3. Working Knowledge by Thomas H. Davenport, Laurence Prusak - Most of the KM practitioners use this book as a reference. Practical issues of how companies can generate and transfer knowledge. A blueprint for competitive advantage.
4. The Knowledge-Creating Company: How Japanese Companies Create the Dynamics of Innovation by Ikujiro Nonaka, Hirotaka Takeuchi - A must read, if you want to get grounded in some fundamental theory and excellent cases studies from two KM pioneers who moulded KM as a practice.
5. Knowledge Asset Management by Gregoris N. Mentzas, Dimitris Apostolou, Andreas Abecker, Ron Young - Naturally, we are biased as Ron Young is a founder to this website, but please read the industry expert reviews of this remarkable book that documents a 2M euro EC project 'Knownet' and the resultant KM frameworks, processes, methods, tools and technologies.

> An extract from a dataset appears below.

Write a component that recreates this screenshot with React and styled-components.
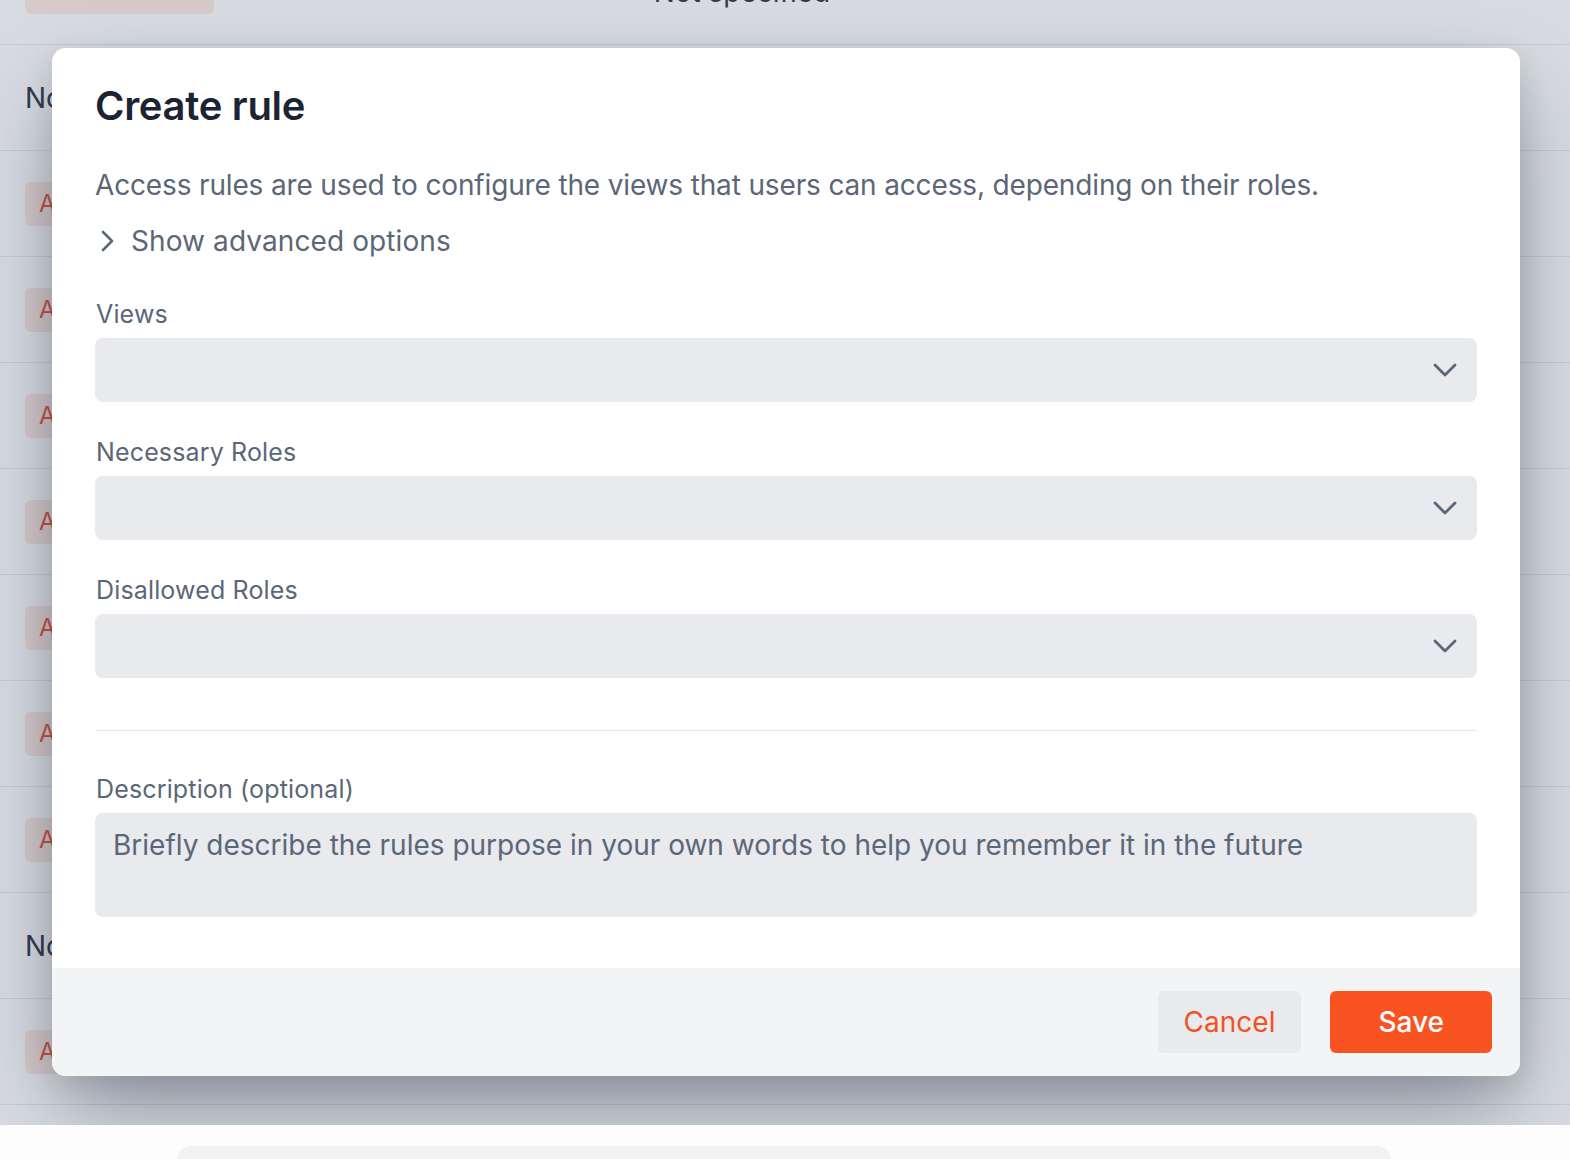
import React from 'react'
import styled, { createGlobalStyle } from 'styled-components'

const GlobalStyle = createGlobalStyle`
  body {
    margin: 0;
    background: #fdfdfd;
    font-family: Inter, "Noto Sans", sans-serif;
    overflow: hidden;
  }
`

const Screen = styled.div`
  position: relative;
  height: 1125px;
  overflow: hidden;
  background: #ffffff;
`

const Table = styled.div`
  margin-top: -61px;
`

const Row = styled.div`
  height: 106px;
  box-sizing: border-box;
  border-bottom: 1px solid #e2e8f0;
  display: flex;
  align-items: center;
  padding: 0 25px;
  gap: 440px;
`

const Badge = styled.span`
  display: inline-flex;
  align-items: center;
  height: 44px;
  padding: 0 14px;
  border-radius: 6px;
  background: #fde7e1;
  color: #e8472a;
  font-size: 24px;
  letter-spacing: 0;
`

const Cell = styled.span`
  font-size: 28px;
  color: #1e293b;
`

const Overlay = styled.div`
  position: absolute;
  inset: 0;
  background: rgba(100, 116, 139, 0.25);
`

const Modal = styled.div`
  position: absolute;
  left: 52px;
  top: 48px;
  width: 1468px;
  background: #ffffff;
  border-radius: 14px;
  overflow: hidden;
  box-shadow: 0 40px 90px -10px rgba(15, 23, 42, 0.38), 0 10px 30px rgba(15, 23, 42, 0.12);
`

const Body = styled.div`
  padding: 30px 43px 51px 43px;
  display: flex;
  flex-direction: column;
`

const Title = styled.h2`
  margin: 0;
  font-size: 40px;
  line-height: 56px;
  font-weight: 600;
  color: #1a2433;
  letter-spacing: -0.3px;
`

const Lead = styled.p`
  margin: 31px 0 0 0;
  font-size: 28px;
  line-height: 40px;
  color: #5b6778;
  letter-spacing: -0.15px;
`

const Advanced = styled.button`
  display: flex;
  align-items: center;
  gap: 17px;
  margin-top: 16px;
  padding: 0 0 0 5px;
  border: none;
  background: none;
  font-family: inherit;
  font-size: 28px;
  line-height: 40px;
  color: #5b6778;
  letter-spacing: 0.1px;
  cursor: pointer;
`

const Field = styled.div`
  display: flex;
  flex-direction: column;
  gap: 9px;
  margin-top: ${p => p.top || 0}px;
`

const Label = styled.label`
  font-size: 25px;
  line-height: 30px;
  color: #5b6778;
  padding-left: 1px;
  letter-spacing: 0.15px;
`

const Select = styled.div`
  height: 64px;
  border-radius: 8px;
  background: #e8eaee;
  display: flex;
  align-items: center;
  justify-content: flex-end;
  padding: 0 20px;
`

const TextArea = styled.div`
  height: 104px;
  box-sizing: border-box;
  border-radius: 8px;
  background: #e8eaee;
  padding: 12px 18px;
  font-size: 28px;
  line-height: 40px;
  color: #5b6778;
  letter-spacing: 0;
`

const Divider = styled.hr`
  margin: 52px 0 0 0;
  border: none;
  border-top: 1px solid #e5e7eb;
`

const Footer = styled.div`
  background: #f3f4f6;
  padding: 23px 28px;
  display: flex;
  justify-content: flex-end;
  gap: 29px;
`

const Button = styled.button`
  height: 62px;
  border: none;
  border-radius: 6px;
  padding: 0 ${p => p.primary ? 48 : 26}px;
  background: ${p => p.primary ? '#f95322' : '#e8eaee'};
  color: ${p => p.primary ? '#ffffff' : '#f4511e'};
  font-family: inherit;
  font-size: 28px;
  font-weight: ${p => p.primary ? 500 : 400};
  cursor: pointer;
`

const Below = styled.div`
  box-sizing: border-box;
  padding: 21px 179px 0 177px;
  height: 34px;
  overflow: hidden;
`

const BelowCard = styled.div`
  height: 60px;
  border-radius: 14px;
  background: #f2f2f2;
`

const ChevronDown = () => (
  <svg width="24" height="14" viewBox="0 0 24 14" fill="none" stroke="#5b6778"
    strokeWidth="2.8" strokeLinecap="round" strokeLinejoin="round">
    <path d="M2 2l10 10 10-10" />
  </svg>
)

const ChevronRight = () => (
  <svg width="14" height="22" viewBox="0 0 14 22" fill="none" stroke="#5b6778"
    strokeWidth="2.6" strokeLinecap="round" strokeLinejoin="round">
    <path d="M3 2l9 9-9 9" />
  </svg>
)

const rows = [
  { badge: 'ANONYMOUS', other: 'Not specified' },
  { text: 'Not specified' },
  { badge: 'ADMIN' },
  { badge: 'ADMIN' },
  { badge: 'ADMIN' },
  { badge: 'ADMIN' },
  { badge: 'ADMIN' },
  { badge: 'ADMIN' },
  { badge: 'ADMIN' },
  { text: 'Not specified' },
  { badge: 'ADMIN' },
  { text: 'Not specified' },
]

export default function App() {
  return (
    <>
      <GlobalStyle />
      <Screen>
        <Table>
          {rows.map((r, i) => (
            <Row key={i}>
              {r.badge ? <Badge>{r.badge}</Badge> : <Cell>{r.text}</Cell>}
              {r.other && <Cell>{r.other}</Cell>}
            </Row>
          ))}
        </Table>
        <Overlay />
        <Modal>
          <Body>
            <Title>Create rule</Title>
            <Lead>Access rules are used to configure the views that users can access, depending on their roles.</Lead>
            <Advanced>
              <ChevronRight />
              Show advanced options
            </Advanced>
            <Field top={38}>
              <Label>Views</Label>
              <Select><ChevronDown /></Select>
            </Field>
            <Field top={35}>
              <Label>Necessary Roles</Label>
              <Select><ChevronDown /></Select>
            </Field>
            <Field top={35}>
              <Label>Disallowed Roles</Label>
              <Select><ChevronDown /></Select>
            </Field>
            <Divider />
            <Field top={43}>
              <Label>Description (optional)</Label>
              <TextArea>Briefly describe the rules purpose in your own words to help you remember it in the future</TextArea>
            </Field>
          </Body>
          <Footer>
            <Button>Cancel</Button>
            <Button primary>Save</Button>
          </Footer>
        </Modal>
      </Screen>
      <Below>
        <BelowCard />
      </Below>
    </>
  )
}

6. Intellectual Capital: The New Wealth of Organizations by Thomas A. Stewart - This is the book that compels most people to start their KM initiative or start a KM consulting practice! A great primer.
7. Communities of Practice: Learning, Meaning, and Identity by Etienne Wenger - If Communities of Practice (COP) are 'the big thing in KM' then this is a must read from 'the COP guru.'
8. Harvard Business Review on Knowledge Management by Peter Ferdinand Drucker, David Garvin, Dorothy Leonard, Susan Straus, John Seely Brown - Seriously, you must add this to your collection, when you are aware of the fundamentals of KM.
9. Knowledge Management: Concepts and Best Practices by Kai Mertins (Editor), Peter Heisig (Editor), Jens Vorbeck (Editor) - We found this a great reference, full of successful and practical case studies for KM practitioners. A special orientation on knowledge management audit, business process oriented knowledge management.
10. If Only We Knew What We Know: The Transfer of Internal Knowledge and Best Practice by Carla O'Dell, C. Jackson Grayson - Two KM gurus with a great pedigree.